■ Written task ■
Using the data beneath, show every line that includes the word "Tailwind".

** Start Listed records **

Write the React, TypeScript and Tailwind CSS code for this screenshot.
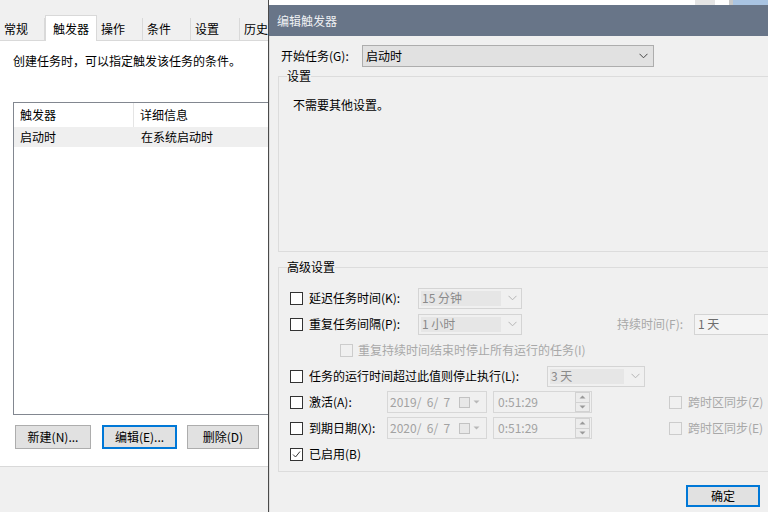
import React from 'react';

const Chevron = ({ color = '#333' }: { color?: string }) => (
  <svg width="9" height="6" viewBox="0 0 9 6">
    <polyline points="0.5,0.8 4.5,4.8 8.5,0.8" fill="none" stroke={color} strokeWidth="1" />
  </svg>
);

const CheckBox = ({ checked = false, disabled = false }: { checked?: boolean; disabled?: boolean }) => (
  <span
    className={`flex h-[13px] w-[13px] shrink-0 items-center justify-center border ${
      disabled ? 'border-[#cccccc] bg-[#f0f0f0]' : 'border-[#333333] bg-white'
    }`}
  >
    {checked && (
      <svg width="11" height="11" viewBox="0 0 11 11">
        <polyline points="2,5.5 4.5,8 9,2.5" fill="none" stroke="#333" strokeWidth="1" />
      </svg>
    )}
  </span>
);

const DisabledSelect = ({ value, width }: { value: string; width: string }) => (
  <div className={`flex h-[21px] ${width} items-stretch border border-[#d4d4d4] bg-[#f0f0f0]`}>
    <span className="m-[2px] flex flex-1 items-center bg-[#e6e6e6] pl-[1px] text-[#8a8a8a]">{value}</span>
    <span className="flex w-[18px] items-center justify-center">
      <Chevron color="#b5b5b5" />
    </span>
  </div>
);

const DateBox = ({ value }: { value: string }) => (
  <div className="flex h-[22px] w-[100px] items-center border border-[#d7d7d7] bg-[#f0f0f0] pl-[2px] text-[#a2a2a2]">
    <span className="flex-1 whitespace-pre">{value}</span>
    <span className="mr-[2px] h-[11px] w-[11px] border border-[#c2c2c2] bg-[#e8e8e8]" />
    <svg width="9" height="6" viewBox="0 0 9 6" className="mr-[5px]">
      <polygon points="1.5,1.5 7.5,1.5 4.5,4.5" fill="#b8b8b8" />
    </svg>
  </div>
);

const TimeBox = ({ value }: { value: string }) => (
  <div className="flex h-[22px] w-[99px] items-center border border-[#d7d7d7] bg-[#f0f0f0] pl-[4px] text-[#a2a2a2]">
    <span className="flex-1">{value}</span>
    <span className="mr-[1px] flex h-[20px] w-[15px] flex-col">
      <span className="flex flex-1 items-center justify-center border border-[#d2d2d2] bg-[#ececec]">
        <svg width="7" height="4" viewBox="0 0 7 4">
          <polygon points="0.5,3.5 6.5,3.5 3.5,0.5" fill="#9a9a9a" />
        </svg>
      </span>
      <span className="flex flex-1 items-center justify-center border border-t-0 border-[#d2d2d2] bg-[#ececec]">
        <svg width="7" height="4" viewBox="0 0 7 4">
          <polygon points="0.5,0.5 6.5,0.5 3.5,3.5" fill="#9a9a9a" />
        </svg>
      </span>
    </span>
  </div>
);

const tabs = [
  { label: '常规', w: 'w-[45px]' },
  { label: '触发器', w: 'w-[52px]', active: true },
  { label: '操作', w: 'w-[46px]' },
  { label: '条件', w: 'w-[48px]' },
  { label: '设置', w: 'w-[49px]' },
  { label: '历史', w: 'w-[40px]' },
];

export default function App() {
  return (
    <div className="flex h-[512px] w-[768px] overflow-hidden bg-[#f0f0f0] font-['Noto_Sans_CJK_SC','Noto_Sans',sans-serif] text-[12px] leading-[16px] text-black">
      {/* property sheet behind */}
      <div className="flex w-[268px] shrink-0 flex-col overflow-hidden">
        <div className="h-[17px] bg-[#f0f0f0]" />
        <div className="flex h-[24px] items-end border-b border-[#d9d9d9] bg-[#f0f0f0]">
          {tabs.map((t) =>
            t.active ? (
              <div
                key={t.label}
                className={`-mb-px flex h-[26px] ${t.w} shrink-0 items-center justify-center border border-b-0 border-[#d9d9d9] bg-white`}
              >
                {t.label}
              </div>
            ) : (
              <div
                key={t.label}
                className={`flex h-[22px] ${t.w} shrink-0 items-center border-r border-[#d9d9d9] pl-[4px]`}
              >
                {t.label}
              </div>
            )
          )}
        </div>
        <div className="flex h-[425px] flex-col bg-white pl-[13px]">
          <div className="mt-[12px]">创建任务时，可以指定触发该任务的条件。</div>
          <div className="mt-[33px] h-[313px] w-[300px] shrink-0 border border-[#828790] bg-white">
            <div className="flex h-[24px] items-center">
              <span className="flex h-full w-[120px] items-center border-r border-[#e5e5e5] pl-[6px]">触发器</span>
              <span className="pl-[6px]">详细信息</span>
            </div>
            <div className="flex h-[20px] items-center bg-[#efefef]">
              <span className="w-[120px] pl-[6px]">启动时</span>
              <span className="pl-[7px]">在系统启动时</span>
            </div>
          </div>
          <div className="mt-[10px] flex items-center">
            <button className="ml-[2px] h-[24px] w-[76px] border border-[#adadad] bg-[#e1e1e1]">新建(N)...</button>
            <button className="ml-[11px] h-[24px] w-[75px] border-2 border-[#0078d7] bg-[#e1e1e1]">编辑(E)...</button>
            <button className="ml-[10px] h-[24px] w-[72px] border border-[#adadad] bg-[#e1e1e1]">删除(D)</button>
          </div>
        </div>
        <div className="flex-1 border-t border-[#d9d9d9] bg-[#f0f0f0]" />
      </div>

      {/* edit trigger dialog */}
      <div className="flex flex-1 flex-col border-l border-[#4a4a4a]">
        <div className="flex h-[5px] bg-white">
          <div className="flex-1" />
          <div className="w-[20px] bg-[#e4e4e4]" />
          <div className="w-[14px]" />
          <div className="w-[4px] bg-[#c8c8c8]" />
          <div className="w-[65px] bg-[#a9c4e2]" />
        </div>
        <div className="flex h-[31px] items-center bg-[#687588] pl-[8px] text-[#eef0f3]">编辑触发器</div>
        <div className="flex flex-1 flex-col overflow-hidden border-l border-[#dcdcdc] pl-[8px]">
          <div className="mt-[9px] flex h-[22px] items-center">
            <span className="ml-[3px] w-[81px]">开始任务(G):</span>
            <div className="flex h-[22px] w-[292px] items-center border border-[#adadad] bg-[#e1e1e1] pl-[3px]">
              <span className="flex-1">启动时</span>
              <span className="mr-[5px]">
                <Chevron color="#444" />
              </span>
            </div>
          </div>

          <fieldset className="mt-[1px] h-[184px] w-[520px] shrink-0 border border-[#dcdcdc]">
            <legend className="ml-[8px] px-0">设置</legend>
            <div className="mt-[13px] pl-[14px]">不需要其他设置。</div>
          </fieldset>

          <fieldset className="mt-[7px] h-[213px] w-[520px] shrink-0 border border-[#dcdcdc]">
            <legend className="ml-[8px] px-0">高级设置</legend>
            <div className="mt-[10px] flex flex-col pl-[11px]">
              <div className="flex h-[26px] items-center">
                <CheckBox />
                <span className="ml-[6px] w-[109px]">延迟任务时间(K):</span>
                <DisabledSelect value="15 分钟" width="w-[104px]" />
              </div>
              <div className="flex h-[26px] items-center">
                <CheckBox />
                <span className="ml-[6px] w-[109px]">重复任务间隔(P):</span>
                <DisabledSelect value="1 小时" width="w-[104px]" />
                <span className="ml-[95px] w-[77px] text-[#a8a8a8]">持续时间(F):</span>
                <div className="flex h-[21px] w-[100px] items-center border border-[#d4d4d4] bg-[#f4f4f4] pl-[3px] text-[#6d6d6d]">
                  1 天
                </div>
              </div>
              <div className="flex h-[26px] items-center pl-[50px] text-[#a8a8a8]">
                <CheckBox disabled />
                <span className="ml-[5px]">重复持续时间结束时停止所有运行的任务(I)</span>
              </div>
              <div className="flex h-[26px] items-center">
                <CheckBox />
                <span className="ml-[6px] w-[238px]">任务的运行时间超过此值则停止执行(L):</span>
                <DisabledSelect value="3 天" width="w-[98px]" />
              </div>
              <div className="flex h-[26px] items-center">
                <CheckBox />
                <span className="ml-[6px] w-[78px]">激活(A):</span>
                <DateBox value="2019/  6/  7" />
                <span className="ml-[6px]">
                  <TimeBox value="0:51:29" />
                </span>
                <span className="ml-[77px]">
                  <CheckBox disabled />
                </span>
                <span className="ml-[6px] text-[#a8a8a8]">跨时区同步(Z)</span>
              </div>
              <div className="flex h-[26px] items-center">
                <CheckBox />
                <span className="ml-[6px] w-[78px]">到期日期(X):</span>
                <DateBox value="2020/  6/  7" />
                <span className="ml-[6px]">
                  <TimeBox value="0:51:29" />
                </span>
                <span className="ml-[77px]">
                  <CheckBox disabled />
                </span>
                <span className="ml-[6px] text-[#a8a8a8]">跨时区同步(E)</span>
              </div>
              <div className="flex h-[26px] items-center">
                <CheckBox checked />
                <span className="ml-[6px]">已启用(B)</span>
              </div>
            </div>
          </fieldset>

          <div className="mt-[13px] flex">
            <button className="ml-[408px] h-[22px] w-[74px] border-2 border-[#0078d7] bg-[#e1e1e1]">确定</button>
          </div>
        </div>
      </div>
    </div>
  );
}
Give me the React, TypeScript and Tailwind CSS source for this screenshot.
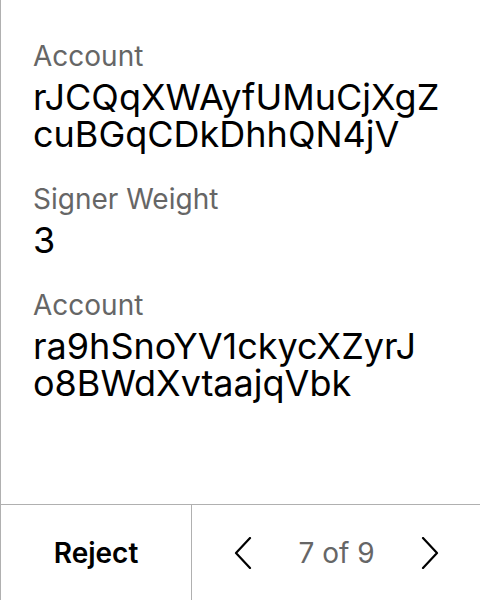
import React from "react";

const font = { fontFamily: "Inter, 'Noto Sans', sans-serif" };

function Field({ label, value }: { label: string; value: string[] }) {
  return (
    <div className="flex flex-col gap-[6px]">
      <div className="text-[28px] leading-[34px] text-[#666666]">{label}</div>
      <div className="text-[36px] leading-[37px] text-black">
        {value.map((v, i) => (
          <div key={i}>{v}</div>
        ))}
      </div>
    </div>
  );
}

export default function App() {
  return (
    <div
      className="w-[480px] h-[600px] bg-white flex flex-col border-l border-[#b0b0b0]"
      style={font}
    >
      <div className="flex-1 flex flex-col gap-[29px] pt-[39px] pl-[32px]">
        <Field label="Account" value={["rJCQqXWAyfUMuCjXgZ", "cuBGqCDkDhhQN4jV"]} />
        <Field label="Signer Weight" value={["3"]} />
        <Field label="Account" value={["ra9hSnoYV1ckycXZyrJ", "o8BWdXvtaajqVbk"]} />
      </div>
      <div className="h-[96px] flex border-t border-[#b0b0b0]">
        <div className="w-[191px] flex items-center justify-center border-r border-[#b0b0b0]">
          <span className="text-[28px] font-semibold text-black">Reject</span>
        </div>
        <div className="flex-1 flex items-center justify-between pl-[42px] pr-[41px]">
          <svg width="18" height="32" viewBox="0 0 18 32" fill="none">
            <polyline points="16,1 2,16 16,31" stroke="black" strokeWidth="2.2" strokeLinecap="round" strokeLinejoin="round" />
          </svg>
          <span className="text-[28px] text-[#666666]">7 of 9</span>
          <svg width="18" height="32" viewBox="0 0 18 32" fill="none">
            <polyline points="2,1 16,16 2,31" stroke="black" strokeWidth="2.2" strokeLinecap="round" strokeLinejoin="round" />
          </svg>
        </div>
      </div>
    </div>
  );
}
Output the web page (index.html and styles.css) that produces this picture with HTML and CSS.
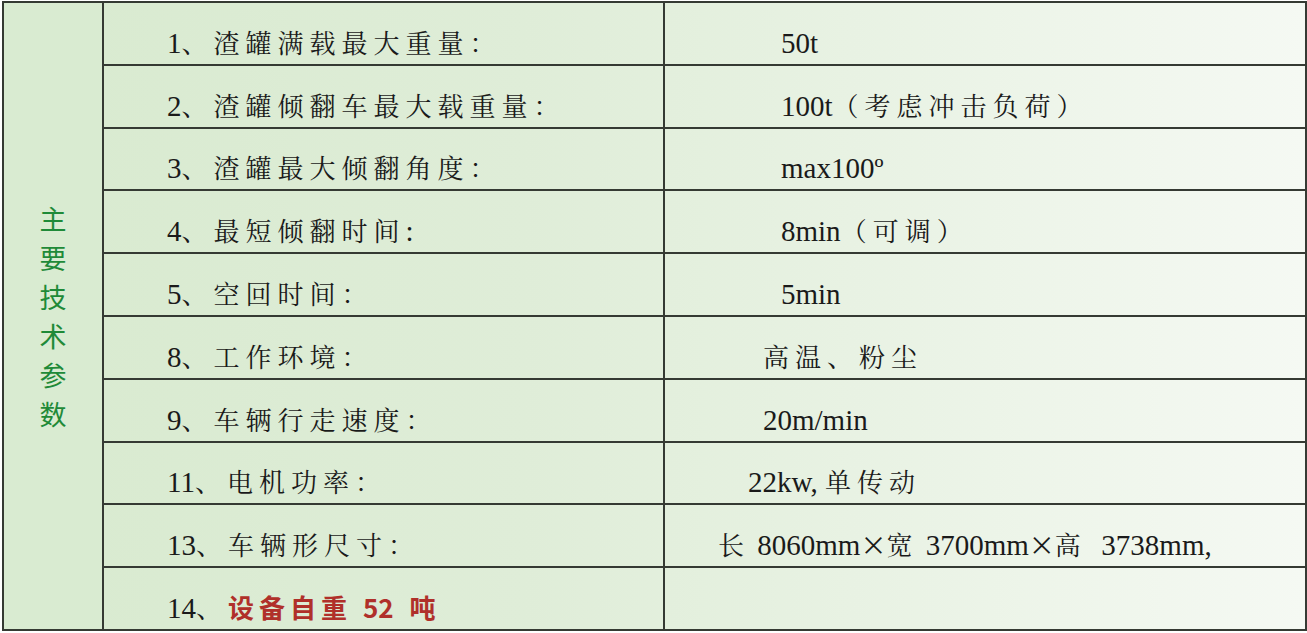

** End Listed records **

■ Result for this exercise ■
Write the React, TypeScript and Tailwind CSS code for this screenshot.
Give me the React, TypeScript and Tailwind CSS source for this screenshot.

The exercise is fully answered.